We can also see that option (d) can’t be correct. Our value of 𝑛 would have to be three over two. In other words, we’re taking an extra one and a half turns in the counterclockwise direction. Of course, we can’t use this to determine whether option (c) or option (e) are correct because both of these have negative 𝑟 as their first ordinate.

To determine whether options (c) and (e) represent point 𝐴, there’s one more polar relation we need to recall. We need to remember that the point 𝑟, 𝜃 will be the same as the point negative 𝑟, 𝜃 plus two 𝑛 plus one times 𝜋 for any integer 𝑛. In fact, we can reason this in exactly the same way we did before. This time, our first ordinate is equal to negative 𝑟. And when this value is negative, this just tells us we need to point our line segment 𝑂𝐴 in the opposite direction. But we can then see if we rotate this vector, 𝜋 radians, either clockwise or counterclockwise, we’ll end up back where we started. Then just as we did before, taking full turns clockwise or counterclockwise won’t change the value of our polar coordinate.

So this time, when our value of 𝑟 was negative, we instead showed you can add or subtract odd integer multiples of 𝜋 to our value of 𝜃. So we can now use this to determine whether options (c) and (e) represent our point 𝐴. In option (c), we can see that 𝑟 is negative. However, we’re subtracting an even integer multiple of point. So option (c) does not represent the same point. Similarly, in option (e), we can see that 𝑟 is negative and we’re adding an even integer multiple of 𝜋. So option (e) also can’t be correct.
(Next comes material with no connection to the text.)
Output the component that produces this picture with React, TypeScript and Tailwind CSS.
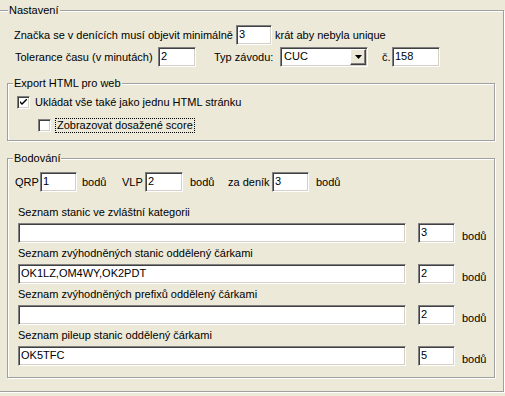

So in actual fact, out of all five of these options, only option (a) was the same as our point 𝐴.

Therefore, given that the point 𝐴 had rectangular coordinates negative four, seven, we were able to show the distance of the point 𝐴 from the origin which we called 𝑟 is equal to the square root of 65. The angle that the line segment 𝑂𝐴 makes with the positive 𝑥-axis which we called 𝜃 to two decimal places in radians was 2.09. And of the five listed options, only option (a) which was 𝑟, 𝜃 minus two 𝜋 had the same representation in polar coordinates as point 𝐴.